It should be noted that for yield attainment in barley, grain number is more important than grain weight so care should be taken not to reduce it too much by focusing on grain weight. Small grains can also be caused by delayed or late applications of nitrogen that causes secondary tiller growth to form ears and grains. These late ears will reduce the quality of the sample by being small and high in moisture content. If a crop lodges through either excess nitrogen applications or potassium deficiency this will curtail the final grain filling period giving small, unripe grains.
Nitrogen management will have the most impact on final wheat grain size and weight. Applications made early will ensure a canopy that is large, containing high levels of stem carbohydrate that is translocated to the developing grain during maturation. This is particularly important in drought areas where 60% of the grain yield could come from this store. It is important to monitor plant nitrogen levels ensuring the canopy does not senesce early and curtail the grain-filling period.
Nitrogen and sulphur will often increase barley grain yield through increasing barley grain numbers.
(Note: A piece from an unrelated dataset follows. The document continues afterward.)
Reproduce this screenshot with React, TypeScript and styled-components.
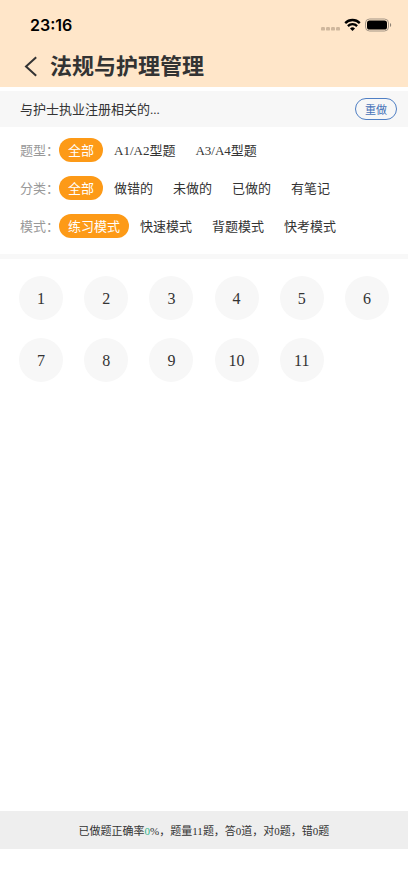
import React, { useState } from "react";
import styled, { createGlobalStyle } from "styled-components";

const GlobalStyle = createGlobalStyle`
  *, *::before, *::after { box-sizing: border-box; }
  body {
    margin: 0;
    background: #fff;
    color: #333;
    font-family: "Liberation Serif", "Noto Sans CJK SC", serif;
  }
  button { font-family: inherit; cursor: pointer; }
`;

const Page = styled.div`
  display: flex;
  flex-direction: column;
  min-height: 100vh;
`;

const Header = styled.header`
  background: #ffe6c9;
  padding-bottom: 4px;
`;

const StatusBar = styled.div`
  display: flex;
  align-items: center;
  justify-content: space-between;
  height: 49px;
  padding: 0 16px 0 30px;
`;

const Clock = styled.time`
  color: #000;
  font: 600 16px/20px Inter, sans-serif;
`;

const Indicators = styled.div`
  display: flex;
  align-items: center;
  gap: 4px;
`;

const TitleBar = styled.div`
  display: flex;
  align-items: center;
  height: 34px;
  padding: 0 19px;
`;

const BackButton = styled.button`
  display: flex;
  align-items: center;
  justify-content: center;
  width: 24px;
  height: 32px;
  margin-right: 7px;
  padding: 0;
  border: 0;
  background: none;
  color: #333;
`;

const Title = styled.h1`
  margin: 0;
  padding-bottom: 4px;
  color: #333;
  font: 700 22px/28px "Noto Sans CJK SC", sans-serif;
`;

const ChapterBar = styled.section`
  display: flex;
  align-items: center;
  justify-content: space-between;
  height: 36px;
  margin-top: 4px;
  padding: 0 11px 0 20px;
  background: #f7f7f7;
`;

const ChapterName = styled.h2`
  margin: 0;
  padding-top: 2px;
  font-size: 13px;
  font-weight: 400;
  line-height: 20px;
`;

const RedoButton = styled.button`
  height: 22px;
  padding: 2px 9px 0;
  border: 1px solid #4f7fc4;
  border-radius: 11px;
  background: transparent;
  color: #4672b8;
  font-size: 11px;
  line-height: 18px;
`;

const Filters = styled.section`
  display: flex;
  flex-direction: column;
  gap: 14px;
  padding: 11px 20px 16px;
  border-bottom: 5px solid #f8f8f8;
`;

const FilterRow = styled.div`
  display: flex;
  align-items: center;
`;

const FilterLabel = styled.span`
  flex: none;
  padding-top: 2px;
  color: #999;
  font-size: 13px;
  line-height: 22px;
`;

const Options = styled.div`
  display: flex;
  flex-wrap: wrap;
  gap: 2px;
`;

const Option = styled.button<{ $active: boolean }>`
  height: 24px;
  padding: 2px 9px 0;
  border: 0;
  border-radius: 12px;
  background: ${(p) => (p.$active ? "#fd9a17" : "transparent")};
  color: ${(p) => (p.$active ? "#fff" : "#333")};
  font-size: 13px;
  line-height: 22px;
  white-space: nowrap;
`;

const Questions = styled.main`
  flex: 1;
  padding: 17px 19px;
`;

const QuestionGrid = styled.div`
  display: grid;
  grid-template-columns: repeat(6, 44px);
  justify-content: space-between;
  row-gap: 18px;
`;

const QuestionButton = styled.button`
  width: 44px;
  height: 44px;
  padding: 2px 0 0;
  border: 0;
  border-radius: 50%;
  background: #f7f7f7;
  color: #333;
  font-size: 16px;
`;

const Summary = styled.footer`
  margin-bottom: 34px;
  padding: 10px 0 8px;
  background: #eee;
  font-size: 11px;
  line-height: 20px;
  text-align: center;
`;

const Rate = styled.span`
  color: #2fb58a;
`;

const SignalIcon = () => (
  <svg width="19" height="14" viewBox="0 0 19 14" fill="#cfb79d" aria-hidden="true">
    {[0, 5, 10, 15].map((x) => (
      <rect key={x} x={x} y="9" width="4" height="3.6" rx="1.2" />
    ))}
  </svg>
);

const WifiIcon = () => (
  <svg width="17" height="14" viewBox="0 0 17 14" fill="none" stroke="#000" strokeWidth="2.3" aria-hidden="true">
    <path d="M1.2 5.1a10.2 10.2 0 0 1 14.6 0" />
    <path d="M3.9 8.1a6.5 6.5 0 0 1 9.2 0" />
    <path d="M8.5 12.9 6 10.4a3.6 3.6 0 0 1 5 0z" fill="#000" stroke="none" />
  </svg>
);

const BatteryIcon = () => (
  <svg width="27" height="14" viewBox="0 0 27 14" aria-hidden="true">
    <rect x="0.5" y="1" width="23" height="12" rx="4" fill="none" stroke="#a39585" />
    <rect x="2" y="2.5" width="20" height="9" rx="2.6" fill="#000" />
    <path d="M25 5v4c1.6-.7 1.6-3.3 0-4z" fill="#8d8072" />
  </svg>
);

const BackIcon = () => (
  <svg width="14" height="22" viewBox="0 0 14 22" fill="none" stroke="currentColor" strokeWidth="2" aria-hidden="true">
    <path d="M12.2 2.2 2 11.5l10.2 9.3" />
  </svg>
);

const FILTERS = [
  { label: "题型", options: ["全部", "A1/A2型题", "A3/A4型题"] },
  { label: "分类", options: ["全部", "做错的", "未做的", "已做的", "有笔记"] },
  { label: "模式", options: ["练习模式", "快速模式", "背题模式", "快考模式"] },
];

const QUESTION_COUNT = 11;

export default function App() {
  const [selected, setSelected] = useState<number[]>(FILTERS.map(() => 0));
  const choose = (row: number, option: number) =>
    setSelected((prev) => prev.map((value, i) => (i === row ? option : value)));

  return (
    <Page lang="zh-CN">
      <GlobalStyle />
      <Header>
        <StatusBar>
          <Clock>23:16</Clock>
          <Indicators>
            <SignalIcon />
            <WifiIcon />
            <BatteryIcon />
          </Indicators>
        </StatusBar>
        <TitleBar>
          <BackButton type="button" aria-label="返回">
            <BackIcon />
          </BackButton>
          <Title>法规与护理管理</Title>
        </TitleBar>
      </Header>
      <ChapterBar>
        <ChapterName>与护士执业注册相关的...</ChapterName>
        <RedoButton type="button">重做</RedoButton>
      </ChapterBar>
      <Filters>
        {FILTERS.map((filter, row) => (
          <FilterRow key={filter.label} role="group" aria-labelledby={`filter-${row}`}>
            <FilterLabel id={`filter-${row}`}>{filter.label}：</FilterLabel>
            <Options>
              {filter.options.map((option, i) => (
                <Option
                  key={option}
                  type="button"
                  $active={selected[row] === i}
                  aria-pressed={selected[row] === i}
                  onClick={() => choose(row, i)}
                >
                  {option}
                </Option>
              ))}
            </Options>
          </FilterRow>
        ))}
      </Filters>
      <Questions>
        <QuestionGrid>
          {Array.from({ length: QUESTION_COUNT }, (_, i) => (
            <QuestionButton key={i} type="button">
              {i + 1}
            </QuestionButton>
          ))}
        </QuestionGrid>
      </Questions>
      <Summary>
        已做题正确率<Rate>0</Rate>%，题量{QUESTION_COUNT}题，答0道，对0题，错0题
      </Summary>
    </Page>
  );
}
This can sometimes be at the expense of grain size, instead of producing more, smaller grains. If the grain size is key, as is the case in some malting barley crops, then it is important to avoid excess nitrogen.
Phosphate has a major role in the supply of energy for plant processes. Redistribution of stored carbohydrates requires energy making phosphate nutrition important in achieving good grain size. Both solid fertilizer phosphate and foliar phosphate can be used to improve final grain size.
Potassium aids the movement of nutrients around the plant as it regulates the transpiration flows as it regulates phloem loading and flow rates. As the plant redistributes minerals to the ear potassium levels need to be maintained. Potassium will also help avoid early senescence often brought on by drought during grain fill. Potassium deficient plants are poor at regulating transpiration through the leaf leading to heat stress and wilting.
Both manganese and zinc with their roles in nitrogen metabolism by the plant will improve grain weight.
Research has demonstrated that the micronutrients Zinc, Copper, Manganese and Boron have all increased the Thousand Grain Weight (TGW) in barley .
The main influence on barley grain size and specific weight is the length of the grain filling period – the longer it is, the larger the size will be.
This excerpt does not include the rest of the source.